Проблема «утраты доверия» общественности к социологии как к инструменту описания, понимания и интерпретации социальной действительности интересна и в общем смысле, в качестве предмета изучения (как характеристика аномальной социальности). Но она очень важна и для нас самих, для сотрудников «Левада-Центра», поскольку здесь затрагиваются отношения с имплицитным адресатом производимого нами социального знания, с «генерализованным другим», а значит – с теми, от кого исходит социальное признание смысла и ценности научных разработок. Разумеется, процесс познания имеет смысл и чистое вознаграждение в себе самом, но это далеко не всегда (и не для всех) может быть главной составляющей мотивации исследовательской деятельности. Практическая роль знания (включая престиж, социальный статус ученого, осознание важности просвещения, а также обеспечения потребительского спроса на социальную информацию) является условием институционализации социальной науки и устойчивости ее функционирования в среде конкретного общества.

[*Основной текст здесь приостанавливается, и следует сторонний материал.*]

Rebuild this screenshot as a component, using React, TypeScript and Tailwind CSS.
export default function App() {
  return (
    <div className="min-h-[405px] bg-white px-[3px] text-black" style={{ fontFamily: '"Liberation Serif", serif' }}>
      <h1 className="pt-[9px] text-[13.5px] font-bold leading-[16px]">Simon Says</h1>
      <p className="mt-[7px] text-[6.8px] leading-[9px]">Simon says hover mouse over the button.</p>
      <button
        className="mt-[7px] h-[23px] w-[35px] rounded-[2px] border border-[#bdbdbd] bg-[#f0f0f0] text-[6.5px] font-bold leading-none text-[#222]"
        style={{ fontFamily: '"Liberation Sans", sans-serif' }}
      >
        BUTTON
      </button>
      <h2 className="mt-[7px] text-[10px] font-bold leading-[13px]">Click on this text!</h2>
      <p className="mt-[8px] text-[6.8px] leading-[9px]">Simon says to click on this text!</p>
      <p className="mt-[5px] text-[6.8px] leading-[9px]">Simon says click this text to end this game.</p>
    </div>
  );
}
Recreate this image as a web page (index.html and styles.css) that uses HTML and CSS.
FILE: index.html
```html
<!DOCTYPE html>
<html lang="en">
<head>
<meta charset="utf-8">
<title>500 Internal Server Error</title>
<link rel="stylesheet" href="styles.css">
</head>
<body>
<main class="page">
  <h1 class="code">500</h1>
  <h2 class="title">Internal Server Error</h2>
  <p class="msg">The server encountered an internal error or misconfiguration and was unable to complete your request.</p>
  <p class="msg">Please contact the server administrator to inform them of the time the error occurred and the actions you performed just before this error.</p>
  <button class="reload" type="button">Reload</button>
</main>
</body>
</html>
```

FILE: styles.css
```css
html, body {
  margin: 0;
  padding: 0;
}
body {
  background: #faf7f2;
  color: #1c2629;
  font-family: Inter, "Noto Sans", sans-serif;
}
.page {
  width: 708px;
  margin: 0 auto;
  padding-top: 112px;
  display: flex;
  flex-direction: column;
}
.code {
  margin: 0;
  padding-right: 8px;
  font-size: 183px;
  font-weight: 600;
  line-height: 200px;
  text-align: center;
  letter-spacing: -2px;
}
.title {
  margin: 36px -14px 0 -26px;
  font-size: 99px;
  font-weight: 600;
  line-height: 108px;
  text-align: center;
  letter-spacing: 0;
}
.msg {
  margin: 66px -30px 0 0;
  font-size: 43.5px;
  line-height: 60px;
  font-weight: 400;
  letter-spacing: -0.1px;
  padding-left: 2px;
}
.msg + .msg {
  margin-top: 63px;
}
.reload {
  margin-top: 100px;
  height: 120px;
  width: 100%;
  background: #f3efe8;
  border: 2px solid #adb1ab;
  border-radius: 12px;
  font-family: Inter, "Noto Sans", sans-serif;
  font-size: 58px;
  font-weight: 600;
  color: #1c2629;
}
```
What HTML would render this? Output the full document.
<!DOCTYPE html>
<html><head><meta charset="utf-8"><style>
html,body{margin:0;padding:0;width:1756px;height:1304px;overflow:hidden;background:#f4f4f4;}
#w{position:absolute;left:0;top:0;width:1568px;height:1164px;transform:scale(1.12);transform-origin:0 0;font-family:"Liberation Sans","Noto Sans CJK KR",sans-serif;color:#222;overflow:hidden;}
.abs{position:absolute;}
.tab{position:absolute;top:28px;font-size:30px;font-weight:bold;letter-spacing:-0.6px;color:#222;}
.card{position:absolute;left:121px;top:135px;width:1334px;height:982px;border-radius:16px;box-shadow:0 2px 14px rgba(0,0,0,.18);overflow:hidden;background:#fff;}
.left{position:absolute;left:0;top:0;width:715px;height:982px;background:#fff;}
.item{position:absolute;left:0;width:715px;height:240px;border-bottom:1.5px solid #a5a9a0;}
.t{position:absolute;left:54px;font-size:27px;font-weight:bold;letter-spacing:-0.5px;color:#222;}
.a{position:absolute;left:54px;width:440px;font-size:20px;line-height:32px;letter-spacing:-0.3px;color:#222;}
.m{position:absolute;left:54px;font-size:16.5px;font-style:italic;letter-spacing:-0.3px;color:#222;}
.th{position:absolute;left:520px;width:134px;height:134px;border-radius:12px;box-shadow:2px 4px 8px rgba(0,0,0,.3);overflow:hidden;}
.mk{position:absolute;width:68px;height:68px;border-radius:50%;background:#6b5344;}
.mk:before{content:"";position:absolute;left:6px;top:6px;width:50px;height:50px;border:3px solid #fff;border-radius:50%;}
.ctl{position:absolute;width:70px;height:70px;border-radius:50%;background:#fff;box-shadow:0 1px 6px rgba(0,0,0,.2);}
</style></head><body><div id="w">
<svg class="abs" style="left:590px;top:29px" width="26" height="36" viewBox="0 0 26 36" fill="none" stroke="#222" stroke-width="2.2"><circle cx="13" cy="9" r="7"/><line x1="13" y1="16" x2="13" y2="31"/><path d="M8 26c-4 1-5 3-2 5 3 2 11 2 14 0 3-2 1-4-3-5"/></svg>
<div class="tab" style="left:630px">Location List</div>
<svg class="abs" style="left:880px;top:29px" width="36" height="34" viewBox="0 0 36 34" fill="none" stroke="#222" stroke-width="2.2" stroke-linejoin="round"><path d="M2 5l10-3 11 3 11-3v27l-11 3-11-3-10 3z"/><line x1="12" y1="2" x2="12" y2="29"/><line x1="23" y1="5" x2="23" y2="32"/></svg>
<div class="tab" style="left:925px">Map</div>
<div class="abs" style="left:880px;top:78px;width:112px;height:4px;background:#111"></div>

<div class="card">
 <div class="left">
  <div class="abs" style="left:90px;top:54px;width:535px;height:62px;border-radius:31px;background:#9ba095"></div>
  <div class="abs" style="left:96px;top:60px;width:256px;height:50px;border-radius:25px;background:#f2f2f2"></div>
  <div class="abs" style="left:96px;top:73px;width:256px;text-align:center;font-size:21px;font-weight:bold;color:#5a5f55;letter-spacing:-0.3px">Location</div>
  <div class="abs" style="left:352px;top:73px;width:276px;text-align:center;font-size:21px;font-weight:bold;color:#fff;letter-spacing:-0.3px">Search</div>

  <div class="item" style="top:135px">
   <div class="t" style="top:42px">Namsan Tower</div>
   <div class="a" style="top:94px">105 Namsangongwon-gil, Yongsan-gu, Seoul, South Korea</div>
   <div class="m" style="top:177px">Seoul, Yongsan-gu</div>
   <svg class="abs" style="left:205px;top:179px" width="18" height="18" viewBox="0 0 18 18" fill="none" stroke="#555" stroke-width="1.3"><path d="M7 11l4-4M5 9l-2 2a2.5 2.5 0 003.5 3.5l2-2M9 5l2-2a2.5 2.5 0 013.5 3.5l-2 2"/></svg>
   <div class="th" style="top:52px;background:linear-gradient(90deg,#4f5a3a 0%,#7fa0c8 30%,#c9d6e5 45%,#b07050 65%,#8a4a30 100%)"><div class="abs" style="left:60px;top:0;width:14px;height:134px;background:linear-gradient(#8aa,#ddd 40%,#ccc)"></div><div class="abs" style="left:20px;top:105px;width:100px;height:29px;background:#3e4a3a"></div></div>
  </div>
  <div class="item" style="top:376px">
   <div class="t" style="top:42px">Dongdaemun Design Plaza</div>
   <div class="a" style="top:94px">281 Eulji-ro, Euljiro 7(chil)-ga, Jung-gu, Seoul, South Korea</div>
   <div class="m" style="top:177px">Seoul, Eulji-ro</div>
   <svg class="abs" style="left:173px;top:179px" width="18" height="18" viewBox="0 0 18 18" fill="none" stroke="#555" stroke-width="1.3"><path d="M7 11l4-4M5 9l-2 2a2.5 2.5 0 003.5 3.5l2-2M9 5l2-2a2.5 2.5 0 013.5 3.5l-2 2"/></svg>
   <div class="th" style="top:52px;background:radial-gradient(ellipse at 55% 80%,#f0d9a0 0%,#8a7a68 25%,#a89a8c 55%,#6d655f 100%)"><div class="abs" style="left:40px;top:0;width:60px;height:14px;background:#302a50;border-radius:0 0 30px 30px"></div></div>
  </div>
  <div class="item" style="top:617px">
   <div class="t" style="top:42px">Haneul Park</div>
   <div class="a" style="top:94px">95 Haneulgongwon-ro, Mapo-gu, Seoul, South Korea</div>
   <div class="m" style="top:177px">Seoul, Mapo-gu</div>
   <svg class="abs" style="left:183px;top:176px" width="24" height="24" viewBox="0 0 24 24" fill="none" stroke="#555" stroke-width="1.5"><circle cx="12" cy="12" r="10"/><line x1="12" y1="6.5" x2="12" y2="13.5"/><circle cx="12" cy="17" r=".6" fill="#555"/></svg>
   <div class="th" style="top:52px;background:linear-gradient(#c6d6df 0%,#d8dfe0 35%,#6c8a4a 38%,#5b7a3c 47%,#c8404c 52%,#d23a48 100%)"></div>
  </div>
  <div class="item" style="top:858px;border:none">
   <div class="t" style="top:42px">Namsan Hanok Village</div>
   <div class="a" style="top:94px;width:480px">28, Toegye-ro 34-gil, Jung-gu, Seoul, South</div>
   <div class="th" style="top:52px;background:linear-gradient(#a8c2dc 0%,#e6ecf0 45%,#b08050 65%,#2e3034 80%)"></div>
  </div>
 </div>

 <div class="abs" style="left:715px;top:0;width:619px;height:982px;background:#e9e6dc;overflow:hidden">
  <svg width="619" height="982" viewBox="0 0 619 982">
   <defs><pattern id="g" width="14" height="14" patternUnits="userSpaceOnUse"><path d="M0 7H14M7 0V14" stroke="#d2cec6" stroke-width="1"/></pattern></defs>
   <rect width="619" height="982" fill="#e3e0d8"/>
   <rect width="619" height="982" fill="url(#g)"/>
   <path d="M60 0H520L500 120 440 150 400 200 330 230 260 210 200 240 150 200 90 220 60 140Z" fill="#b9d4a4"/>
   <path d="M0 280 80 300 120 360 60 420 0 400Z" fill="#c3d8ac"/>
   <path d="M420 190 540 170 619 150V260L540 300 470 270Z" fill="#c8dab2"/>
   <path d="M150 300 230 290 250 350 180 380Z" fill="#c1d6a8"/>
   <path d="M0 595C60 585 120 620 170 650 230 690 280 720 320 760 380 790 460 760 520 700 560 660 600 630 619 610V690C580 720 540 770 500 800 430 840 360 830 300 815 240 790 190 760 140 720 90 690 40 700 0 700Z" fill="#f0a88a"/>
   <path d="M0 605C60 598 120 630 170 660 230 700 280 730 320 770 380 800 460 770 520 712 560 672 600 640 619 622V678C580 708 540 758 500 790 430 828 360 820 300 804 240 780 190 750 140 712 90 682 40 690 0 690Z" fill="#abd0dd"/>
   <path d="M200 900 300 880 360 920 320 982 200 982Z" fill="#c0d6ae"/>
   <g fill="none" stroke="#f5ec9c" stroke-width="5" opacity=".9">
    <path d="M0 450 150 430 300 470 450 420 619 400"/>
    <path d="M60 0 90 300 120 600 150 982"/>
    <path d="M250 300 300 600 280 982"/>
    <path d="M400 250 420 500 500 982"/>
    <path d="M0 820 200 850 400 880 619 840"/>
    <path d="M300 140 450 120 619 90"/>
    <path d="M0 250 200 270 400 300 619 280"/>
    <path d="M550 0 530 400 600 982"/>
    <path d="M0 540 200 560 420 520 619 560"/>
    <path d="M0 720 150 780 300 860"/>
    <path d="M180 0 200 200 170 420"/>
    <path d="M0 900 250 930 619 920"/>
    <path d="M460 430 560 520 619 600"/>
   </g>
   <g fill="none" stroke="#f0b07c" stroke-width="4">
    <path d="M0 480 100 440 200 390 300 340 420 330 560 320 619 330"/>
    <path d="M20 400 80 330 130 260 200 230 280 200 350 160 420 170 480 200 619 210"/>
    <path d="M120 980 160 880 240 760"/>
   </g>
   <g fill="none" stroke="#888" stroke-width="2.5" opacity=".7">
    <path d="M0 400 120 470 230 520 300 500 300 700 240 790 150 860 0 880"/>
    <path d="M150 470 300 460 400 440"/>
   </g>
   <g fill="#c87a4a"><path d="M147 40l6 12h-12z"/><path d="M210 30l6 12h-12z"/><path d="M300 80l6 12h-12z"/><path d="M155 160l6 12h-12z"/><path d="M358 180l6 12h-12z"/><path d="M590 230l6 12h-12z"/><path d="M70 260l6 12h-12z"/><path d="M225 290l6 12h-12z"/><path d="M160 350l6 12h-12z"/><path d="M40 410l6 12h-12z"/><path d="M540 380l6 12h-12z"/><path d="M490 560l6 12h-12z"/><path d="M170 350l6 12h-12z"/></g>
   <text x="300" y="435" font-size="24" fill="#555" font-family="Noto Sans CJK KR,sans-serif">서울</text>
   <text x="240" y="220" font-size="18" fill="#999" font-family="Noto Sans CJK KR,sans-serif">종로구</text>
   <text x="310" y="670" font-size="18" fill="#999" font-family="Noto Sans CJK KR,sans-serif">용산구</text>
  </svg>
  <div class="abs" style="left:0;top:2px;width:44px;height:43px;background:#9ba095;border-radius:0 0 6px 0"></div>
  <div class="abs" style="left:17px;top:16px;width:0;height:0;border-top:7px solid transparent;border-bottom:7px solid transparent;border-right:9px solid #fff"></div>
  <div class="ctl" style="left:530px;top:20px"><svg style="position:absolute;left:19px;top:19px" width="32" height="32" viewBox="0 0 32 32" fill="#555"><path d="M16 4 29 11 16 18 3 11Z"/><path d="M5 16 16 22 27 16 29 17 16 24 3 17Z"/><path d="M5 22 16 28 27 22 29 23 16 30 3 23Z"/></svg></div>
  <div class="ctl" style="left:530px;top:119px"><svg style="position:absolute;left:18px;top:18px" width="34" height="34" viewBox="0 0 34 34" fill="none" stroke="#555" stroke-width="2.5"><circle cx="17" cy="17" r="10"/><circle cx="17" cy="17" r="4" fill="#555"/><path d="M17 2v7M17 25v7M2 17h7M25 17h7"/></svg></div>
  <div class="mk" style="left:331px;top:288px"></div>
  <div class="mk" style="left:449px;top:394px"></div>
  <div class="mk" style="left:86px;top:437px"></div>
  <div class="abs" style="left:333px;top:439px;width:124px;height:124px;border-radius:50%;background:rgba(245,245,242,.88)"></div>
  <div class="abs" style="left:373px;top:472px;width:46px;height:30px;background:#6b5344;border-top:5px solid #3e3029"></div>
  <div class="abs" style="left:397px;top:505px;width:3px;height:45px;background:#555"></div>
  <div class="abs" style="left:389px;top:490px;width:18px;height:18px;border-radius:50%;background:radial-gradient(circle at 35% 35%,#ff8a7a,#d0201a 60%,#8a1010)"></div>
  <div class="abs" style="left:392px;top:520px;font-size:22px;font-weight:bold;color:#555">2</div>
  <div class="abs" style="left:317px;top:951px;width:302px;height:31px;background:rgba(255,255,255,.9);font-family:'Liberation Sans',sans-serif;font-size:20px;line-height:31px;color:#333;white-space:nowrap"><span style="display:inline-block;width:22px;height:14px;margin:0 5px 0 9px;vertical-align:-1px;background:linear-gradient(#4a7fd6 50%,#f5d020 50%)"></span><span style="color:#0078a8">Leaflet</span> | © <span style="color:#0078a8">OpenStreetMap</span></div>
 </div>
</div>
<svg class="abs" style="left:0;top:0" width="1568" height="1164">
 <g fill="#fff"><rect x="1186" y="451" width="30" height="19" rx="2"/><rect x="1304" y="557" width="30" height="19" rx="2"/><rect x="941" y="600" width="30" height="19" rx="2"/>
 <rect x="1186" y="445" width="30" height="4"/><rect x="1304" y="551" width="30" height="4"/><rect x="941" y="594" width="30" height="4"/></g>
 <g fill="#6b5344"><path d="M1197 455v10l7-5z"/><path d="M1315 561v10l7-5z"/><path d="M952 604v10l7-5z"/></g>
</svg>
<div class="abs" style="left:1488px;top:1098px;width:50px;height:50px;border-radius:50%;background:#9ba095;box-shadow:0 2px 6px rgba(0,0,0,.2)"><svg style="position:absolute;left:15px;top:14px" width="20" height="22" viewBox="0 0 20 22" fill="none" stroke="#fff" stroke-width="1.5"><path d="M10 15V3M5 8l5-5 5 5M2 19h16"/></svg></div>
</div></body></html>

До 2009 года (до выборов в том году) серьезных проблем в отношении к качеству производимого социологами знания в нашей практике не возникало. Редкие эксцессы недовольства отдельных категорий политически ангажированной публики: коммунистов, жириновцев или яблочников – были вызваны раздражением фактами снижения поддержки их партии у избирателей. Но начиная с 2011 года принципиальное недоверие к данным социологов стало широко распространенным мнение среди демократов, особенно после выборов 2012 и 2014 годов
[160]. До этого «социология» была важнейшим средством подтверждения мнений среди прозападной публики. Но здесь важно подчеркнуть один момент: под социологией эта публика (как и те, кто занят укреплением и защитой путинского режима) понимала и понимает исключительно лишь форму опросов общественного мнения относительно политических или, еще точнее, электоральных установок населения, средство их диагностики и описания («у нас была социология», «мы перед выборами заказали социологию»). Подозрения или отрицание результатов касается только этих тематических зон, материалы таких же точно по методам получения информации исследований – экономического поведения, религиозных установок, литературной культуры, исторической памяти, стратификации, ксенофобии, отношений между врачами и пациентами, учителями и родителями школьников – никогда и никем не ставились под сомнение, какой-либо идеологической или методической критики в этом случае не появлялось. Но и какого-либо интереса публики они точно так же не вызывали (что по-своему примечательно и может служить средством диагностики образованного или культурного «общества»). Иначе говоря, причиной раздражения и неприятия ангажированной части публики (как либеральной, так и прокремлевской) стали данные, показывающие уровень массовой поддержки Путина или «Единой России», равно как и наше стремление раскрыть неоднозначность или природу этого отношения к власти.